What is being asked. Copy out all the entries exactly.

* start Material for the task *

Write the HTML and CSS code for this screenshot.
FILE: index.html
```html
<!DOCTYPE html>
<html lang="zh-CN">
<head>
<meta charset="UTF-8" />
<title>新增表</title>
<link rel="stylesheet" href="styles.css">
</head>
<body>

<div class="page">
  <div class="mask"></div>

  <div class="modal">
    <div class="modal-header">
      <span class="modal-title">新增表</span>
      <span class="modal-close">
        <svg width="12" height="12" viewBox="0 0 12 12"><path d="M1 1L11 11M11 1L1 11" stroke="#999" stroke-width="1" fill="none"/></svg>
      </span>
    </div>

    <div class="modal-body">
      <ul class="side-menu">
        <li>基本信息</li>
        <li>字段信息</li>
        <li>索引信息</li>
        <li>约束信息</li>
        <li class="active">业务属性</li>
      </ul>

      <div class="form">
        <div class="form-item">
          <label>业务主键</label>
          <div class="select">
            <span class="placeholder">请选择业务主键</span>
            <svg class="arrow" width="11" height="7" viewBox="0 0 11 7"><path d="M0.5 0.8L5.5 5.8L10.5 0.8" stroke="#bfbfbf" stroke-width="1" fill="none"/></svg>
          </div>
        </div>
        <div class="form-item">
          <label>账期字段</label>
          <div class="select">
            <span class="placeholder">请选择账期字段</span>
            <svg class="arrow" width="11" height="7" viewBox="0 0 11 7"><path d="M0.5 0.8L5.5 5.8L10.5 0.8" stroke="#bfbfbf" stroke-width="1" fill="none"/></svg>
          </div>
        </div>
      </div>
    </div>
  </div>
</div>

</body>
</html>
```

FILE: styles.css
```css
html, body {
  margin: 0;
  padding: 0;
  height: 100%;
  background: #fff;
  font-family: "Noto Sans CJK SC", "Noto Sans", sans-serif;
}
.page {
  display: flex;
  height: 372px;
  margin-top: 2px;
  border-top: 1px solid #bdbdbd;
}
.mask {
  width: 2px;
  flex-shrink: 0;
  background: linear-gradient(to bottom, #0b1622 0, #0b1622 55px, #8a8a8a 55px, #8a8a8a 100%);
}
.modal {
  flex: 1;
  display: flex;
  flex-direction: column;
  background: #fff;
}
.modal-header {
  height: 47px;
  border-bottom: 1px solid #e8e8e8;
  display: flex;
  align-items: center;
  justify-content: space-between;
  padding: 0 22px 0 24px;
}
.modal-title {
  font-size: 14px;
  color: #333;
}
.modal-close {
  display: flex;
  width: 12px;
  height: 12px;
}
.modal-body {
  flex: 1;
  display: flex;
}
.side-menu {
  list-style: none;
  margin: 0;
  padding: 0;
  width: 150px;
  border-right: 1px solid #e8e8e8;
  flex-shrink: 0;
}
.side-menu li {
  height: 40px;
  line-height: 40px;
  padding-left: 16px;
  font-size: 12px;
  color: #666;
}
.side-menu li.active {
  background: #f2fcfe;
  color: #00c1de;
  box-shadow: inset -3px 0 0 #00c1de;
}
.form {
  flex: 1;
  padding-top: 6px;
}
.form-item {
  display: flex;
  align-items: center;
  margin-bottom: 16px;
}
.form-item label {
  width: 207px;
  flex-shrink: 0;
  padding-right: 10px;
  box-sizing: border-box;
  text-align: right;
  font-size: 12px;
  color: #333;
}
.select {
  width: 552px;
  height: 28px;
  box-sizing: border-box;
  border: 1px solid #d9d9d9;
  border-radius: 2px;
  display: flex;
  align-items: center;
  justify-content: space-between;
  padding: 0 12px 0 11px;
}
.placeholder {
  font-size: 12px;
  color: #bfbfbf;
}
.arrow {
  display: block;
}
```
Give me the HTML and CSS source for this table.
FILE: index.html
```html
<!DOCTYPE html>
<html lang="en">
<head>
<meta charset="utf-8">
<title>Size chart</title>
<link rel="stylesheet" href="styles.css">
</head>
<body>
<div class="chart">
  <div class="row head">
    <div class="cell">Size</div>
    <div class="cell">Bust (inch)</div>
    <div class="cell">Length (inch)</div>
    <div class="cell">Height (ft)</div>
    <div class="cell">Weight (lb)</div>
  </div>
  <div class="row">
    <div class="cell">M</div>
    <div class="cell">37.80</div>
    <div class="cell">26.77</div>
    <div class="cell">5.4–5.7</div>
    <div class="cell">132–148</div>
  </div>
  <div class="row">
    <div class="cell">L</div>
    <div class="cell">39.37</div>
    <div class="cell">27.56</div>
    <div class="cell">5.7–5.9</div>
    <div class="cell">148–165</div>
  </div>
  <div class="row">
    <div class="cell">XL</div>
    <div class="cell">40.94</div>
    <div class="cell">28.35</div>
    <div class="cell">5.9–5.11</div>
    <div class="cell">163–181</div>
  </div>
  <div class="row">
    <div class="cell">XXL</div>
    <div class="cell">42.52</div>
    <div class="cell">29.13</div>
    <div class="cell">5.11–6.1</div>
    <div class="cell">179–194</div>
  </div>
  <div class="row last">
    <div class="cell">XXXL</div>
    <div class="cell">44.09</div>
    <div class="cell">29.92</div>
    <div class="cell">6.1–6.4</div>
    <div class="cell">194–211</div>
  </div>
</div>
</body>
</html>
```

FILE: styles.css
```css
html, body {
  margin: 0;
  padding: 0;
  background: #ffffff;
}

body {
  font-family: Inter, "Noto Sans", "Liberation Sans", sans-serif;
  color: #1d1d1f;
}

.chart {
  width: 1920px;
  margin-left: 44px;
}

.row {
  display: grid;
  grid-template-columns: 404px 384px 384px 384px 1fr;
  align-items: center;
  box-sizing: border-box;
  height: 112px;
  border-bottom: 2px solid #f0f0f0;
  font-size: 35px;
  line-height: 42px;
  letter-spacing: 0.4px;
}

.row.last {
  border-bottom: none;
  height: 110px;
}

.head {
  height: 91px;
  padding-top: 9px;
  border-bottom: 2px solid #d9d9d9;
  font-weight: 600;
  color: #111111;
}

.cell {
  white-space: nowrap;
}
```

* end Material for the task *

Result for this exercise.
Write the HTML and CSS code for this screenshot.
FILE: index.html
```html
<!DOCTYPE html>
<html lang="zh-CN">
<head>
<meta charset="UTF-8" />
<title>新增表</title>
<link rel="stylesheet" href="styles.css">
</head>
<body>

<div class="page">
  <div class="mask"></div>

  <div class="modal">
    <div class="modal-header">
      <span class="modal-title">新增表</span>
      <span class="modal-close">
        <svg width="12" height="12" viewBox="0 0 12 12"><path d="M1 1L11 11M11 1L1 11" stroke="#999" stroke-width="1" fill="none"/></svg>
      </span>
    </div>

    <div class="modal-body">
      <ul class="side-menu">
        <li>基本信息</li>
        <li>字段信息</li>
        <li>索引信息</li>
        <li>约束信息</li>
        <li class="active">业务属性</li>
      </ul>

      <div class="form">
        <div class="form-item">
          <label>业务主键</label>
          <div class="select">
            <span class="placeholder">请选择业务主键</span>
            <svg class="arrow" width="11" height="7" viewBox="0 0 11 7"><path d="M0.5 0.8L5.5 5.8L10.5 0.8" stroke="#bfbfbf" stroke-width="1" fill="none"/></svg>
          </div>
        </div>
        <div class="form-item">
          <label>账期字段</label>
          <div class="select">
            <span class="placeholder">请选择账期字段</span>
            <svg class="arrow" width="11" height="7" viewBox="0 0 11 7"><path d="M0.5 0.8L5.5 5.8L10.5 0.8" stroke="#bfbfbf" stroke-width="1" fill="none"/></svg>
          </div>
        </div>
      </div>
    </div>
  </div>
</div>

</body>
</html>
```

FILE: styles.css
```css
html, body {
  margin: 0;
  padding: 0;
  height: 100%;
  background: #fff;
  font-family: "Noto Sans CJK SC", "Noto Sans", sans-serif;
}
.page {
  display: flex;
  height: 372px;
  margin-top: 2px;
  border-top: 1px solid #bdbdbd;
}
.mask {
  width: 2px;
  flex-shrink: 0;
  background: linear-gradient(to bottom, #0b1622 0, #0b1622 55px, #8a8a8a 55px, #8a8a8a 100%);
}
.modal {
  flex: 1;
  display: flex;
  flex-direction: column;
  background: #fff;
}
.modal-header {
  height: 47px;
  border-bottom: 1px solid #e8e8e8;
  display: flex;
  align-items: center;
  justify-content: space-between;
  padding: 0 22px 0 24px;
}
.modal-title {
  font-size: 14px;
  color: #333;
}
.modal-close {
  display: flex;
  width: 12px;
  height: 12px;
}
.modal-body {
  flex: 1;
  display: flex;
}
.side-menu {
  list-style: none;
  margin: 0;
  padding: 0;
  width: 150px;
  border-right: 1px solid #e8e8e8;
  flex-shrink: 0;
}
.side-menu li {
  height: 40px;
  line-height: 40px;
  padding-left: 16px;
  font-size: 12px;
  color: #666;
}
.side-menu li.active {
  background: #f2fcfe;
  color: #00c1de;
  box-shadow: inset -3px 0 0 #00c1de;
}
.form {
  flex: 1;
  padding-top: 6px;
}
.form-item {
  display: flex;
  align-items: center;
  margin-bottom: 16px;
}
.form-item label {
  width: 207px;
  flex-shrink: 0;
  padding-right: 10px;
  box-sizing: border-box;
  text-align: right;
  font-size: 12px;
  color: #333;
}
.select {
  width: 552px;
  height: 28px;
  box-sizing: border-box;
  border: 1px solid #d9d9d9;
  border-radius: 2px;
  display: flex;
  align-items: center;
  justify-content: space-between;
  padding: 0 12px 0 11px;
}
.placeholder {
  font-size: 12px;
  color: #bfbfbf;
}
.arrow {
  display: block;
}
```
Give me the HTML and CSS source for this table.
FILE: index.html
```html
<!DOCTYPE html>
<html lang="en">
<head>
<meta charset="utf-8">
<title>Size chart</title>
<link rel="stylesheet" href="styles.css">
</head>
<body>
<div class="chart">
  <div class="row head">
    <div class="cell">Size</div>
    <div class="cell">Bust (inch)</div>
    <div class="cell">Length (inch)</div>
    <div class="cell">Height (ft)</div>
    <div class="cell">Weight (lb)</div>
  </div>
  <div class="row">
    <div class="cell">M</div>
    <div class="cell">37.80</div>
    <div class="cell">26.77</div>
    <div class="cell">5.4–5.7</div>
    <div class="cell">132–148</div>
  </div>
  <div class="row">
    <div class="cell">L</div>
    <div class="cell">39.37</div>
    <div class="cell">27.56</div>
    <div class="cell">5.7–5.9</div>
    <div class="cell">148–165</div>
  </div>
  <div class="row">
    <div class="cell">XL</div>
    <div class="cell">40.94</div>
    <div class="cell">28.35</div>
    <div class="cell">5.9–5.11</div>
    <div class="cell">163–181</div>
  </div>
  <div class="row">
    <div class="cell">XXL</div>
    <div class="cell">42.52</div>
    <div class="cell">29.13</div>
    <div class="cell">5.11–6.1</div>
    <div class="cell">179–194</div>
  </div>
  <div class="row last">
    <div class="cell">XXXL</div>
    <div class="cell">44.09</div>
    <div class="cell">29.92</div>
    <div class="cell">6.1–6.4</div>
    <div class="cell">194–211</div>
  </div>
</div>
</body>
</html>
```

FILE: styles.css
```css
html, body {
  margin: 0;
  padding: 0;
  background: #ffffff;
}

body {
  font-family: Inter, "Noto Sans", "Liberation Sans", sans-serif;
  color: #1d1d1f;
}

.chart {
  width: 1920px;
  margin-left: 44px;
}

.row {
  display: grid;
  grid-template-columns: 404px 384px 384px 384px 1fr;
  align-items: center;
  box-sizing: border-box;
  height: 112px;
  border-bottom: 2px solid #f0f0f0;
  font-size: 35px;
  line-height: 42px;
  letter-spacing: 0.4px;
}

.row.last {
  border-bottom: none;
  height: 110px;
}

.head {
  height: 91px;
  padding-top: 9px;
  border-bottom: 2px solid #d9d9d9;
  font-weight: 600;
  color: #111111;
}

.cell {
  white-space: nowrap;
}
```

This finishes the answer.